ニュースが少なくなる年末年始の新聞紙面で存在感を増すのが、特集記事だ。当然、その多くが東日本大震災に関するものだが、異色なのが朝日新聞と毎日新聞だ。両紙は偶然にも、同じ日に「リスク」という言葉をタイトルにかかげた特集を始めた。

朝日新聞の場合は、「ゼロリスクは本来ありえない」といった声を紹介、科学的な知見と国民の不安が一致しないことを指摘するなど、一歩踏みこんだ内容だ。

全頭検査は「本当は科学的な話ではあまりなかった」

朝日朝刊連載は、「リスク社会に生きる」というタイトル。2011年12月30日の1面で「放射能列島を分断する」と題して被災地のがれきを受け入れようとして佐賀県武雄市に対して、県外から今日は脅迫を含む苦情が寄せられ、方針を一時撤回せざるを得なくなったり、放射性物資の量が基準を大きく下回っていても「福島県産というだけでブレークを踏まれる」(農業生産法人社長)といったエピソードを紹介。

3面では、01年にBSE(牛海綿状脳症)に感染した牛が発見されたことをきっかけに出荷前の「全頭検査」に踏み切ったケースや、09年に新型インフルエンザが上陸した時の機内検疫について取り上げている。

BSEの際に当時厚生労働相だった坂口力衆院議員は、

「(全頭検査は)本当は科学的な話ではあまりなかったんです」
「科学的な根拠と、人の心の動きは次元の違う話。それは放射能に対する思いだって一緒でしょう」

と、科学的な知見が国民の安心につながらないことを指摘。

また、発がんを招く喫煙について、専門家は「危険度1位」と評価していたのに対して、市民は8位と評価していたという調査結果も紹介している。この調査では、原子力については市民は「危険度1位」とみなしていたのに対して、専門家の評価は20位。専門家と市民のリスク評価に大きくズレがあることが浮き彫りになっている。

特集では、

「放射線を恐れて閉じこもれば、別の健康リスクを招く。ゼロリスク求め続ければコストは膨らむ。

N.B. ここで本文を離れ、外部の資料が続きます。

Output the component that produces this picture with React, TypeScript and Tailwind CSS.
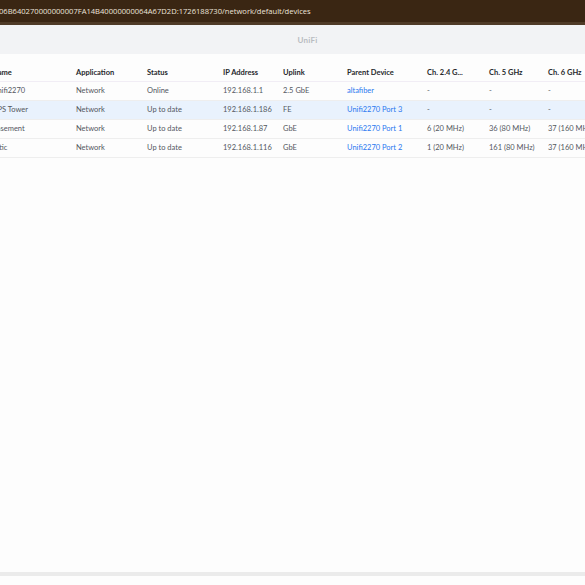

大切なのは、上手に怖がるさじ加減を、自前で見つけることなのかもしれない」

とも提言している。

12月30日の紙面は「プロローグ」という位置づけで、連載は12年1月1日の社会面の紙面で本格スタートするという。

これまでは「安全神話」の連載や脱原発の主張が中心

朝日新聞の記事はこれまで「脱原発」の主張が中心で、朝刊で人類に火を与えたとされるギリシャ神話の神族の名を冠した「プロメテウスの罠」、夕刊では「原発とメディア」という連載も続けてきた。いずれも「安全神話」が作られた背景に迫ったもので、今回の「リスク連載」が始まったことに対して、「風向きが変わった可能性がある」「マッチポンプ」と、さまざまな受け止め方があるようだ。

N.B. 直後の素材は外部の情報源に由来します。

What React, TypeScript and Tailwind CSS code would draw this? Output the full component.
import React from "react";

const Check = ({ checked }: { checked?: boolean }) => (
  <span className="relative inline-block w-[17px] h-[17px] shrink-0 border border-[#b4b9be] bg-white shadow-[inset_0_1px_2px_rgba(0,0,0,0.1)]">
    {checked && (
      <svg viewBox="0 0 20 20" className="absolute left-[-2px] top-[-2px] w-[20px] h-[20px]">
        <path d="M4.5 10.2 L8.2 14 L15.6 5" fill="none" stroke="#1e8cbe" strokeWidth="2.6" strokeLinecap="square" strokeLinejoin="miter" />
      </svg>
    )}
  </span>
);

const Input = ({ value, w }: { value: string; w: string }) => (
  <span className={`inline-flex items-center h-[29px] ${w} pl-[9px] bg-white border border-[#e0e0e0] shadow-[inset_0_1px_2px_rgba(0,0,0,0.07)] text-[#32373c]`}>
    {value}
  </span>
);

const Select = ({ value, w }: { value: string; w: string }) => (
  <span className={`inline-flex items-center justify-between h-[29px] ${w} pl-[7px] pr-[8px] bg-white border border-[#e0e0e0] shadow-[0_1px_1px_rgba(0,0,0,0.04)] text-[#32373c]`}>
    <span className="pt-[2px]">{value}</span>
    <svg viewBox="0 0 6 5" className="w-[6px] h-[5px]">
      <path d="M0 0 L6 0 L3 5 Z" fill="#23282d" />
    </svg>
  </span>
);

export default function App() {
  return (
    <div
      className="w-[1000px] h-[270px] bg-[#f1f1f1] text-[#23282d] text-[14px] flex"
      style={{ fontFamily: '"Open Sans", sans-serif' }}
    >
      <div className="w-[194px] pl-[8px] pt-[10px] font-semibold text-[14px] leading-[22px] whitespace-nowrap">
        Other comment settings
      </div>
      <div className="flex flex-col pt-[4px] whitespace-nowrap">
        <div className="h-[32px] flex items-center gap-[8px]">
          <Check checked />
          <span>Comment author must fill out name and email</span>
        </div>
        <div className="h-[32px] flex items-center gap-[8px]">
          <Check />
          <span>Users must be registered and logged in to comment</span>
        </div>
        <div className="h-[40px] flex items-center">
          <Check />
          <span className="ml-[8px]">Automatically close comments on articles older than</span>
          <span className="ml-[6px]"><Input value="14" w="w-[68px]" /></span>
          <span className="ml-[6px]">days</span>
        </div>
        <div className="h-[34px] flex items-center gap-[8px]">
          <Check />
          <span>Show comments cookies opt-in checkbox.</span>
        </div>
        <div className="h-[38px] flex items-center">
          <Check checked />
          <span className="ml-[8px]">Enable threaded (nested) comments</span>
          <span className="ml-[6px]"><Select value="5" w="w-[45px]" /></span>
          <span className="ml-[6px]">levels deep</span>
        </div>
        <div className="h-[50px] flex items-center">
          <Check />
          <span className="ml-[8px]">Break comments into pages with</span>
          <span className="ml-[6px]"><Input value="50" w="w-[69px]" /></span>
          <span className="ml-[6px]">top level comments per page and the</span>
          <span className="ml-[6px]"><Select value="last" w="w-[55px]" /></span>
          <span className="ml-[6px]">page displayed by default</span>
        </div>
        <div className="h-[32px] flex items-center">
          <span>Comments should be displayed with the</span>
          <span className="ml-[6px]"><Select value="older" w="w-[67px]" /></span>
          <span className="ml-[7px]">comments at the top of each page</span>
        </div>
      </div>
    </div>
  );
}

一方の毎日新聞も「3・11を経て リスクと向き合う」と題した連載を始めた。同じ「リスク」という単語を使っていても、両紙では大きく方向性が違っている。

毎日連載では、12月30日には日本の火山が大噴火する可能性、31日には「震災後も自然災害への備えを変えていない人の46%に上る」とする世論調査の結果を取り上げている。

大手新聞では「脱原発」派が朝日と毎日で、読売、産経、日経はどちらかというと原発に理解を示していた。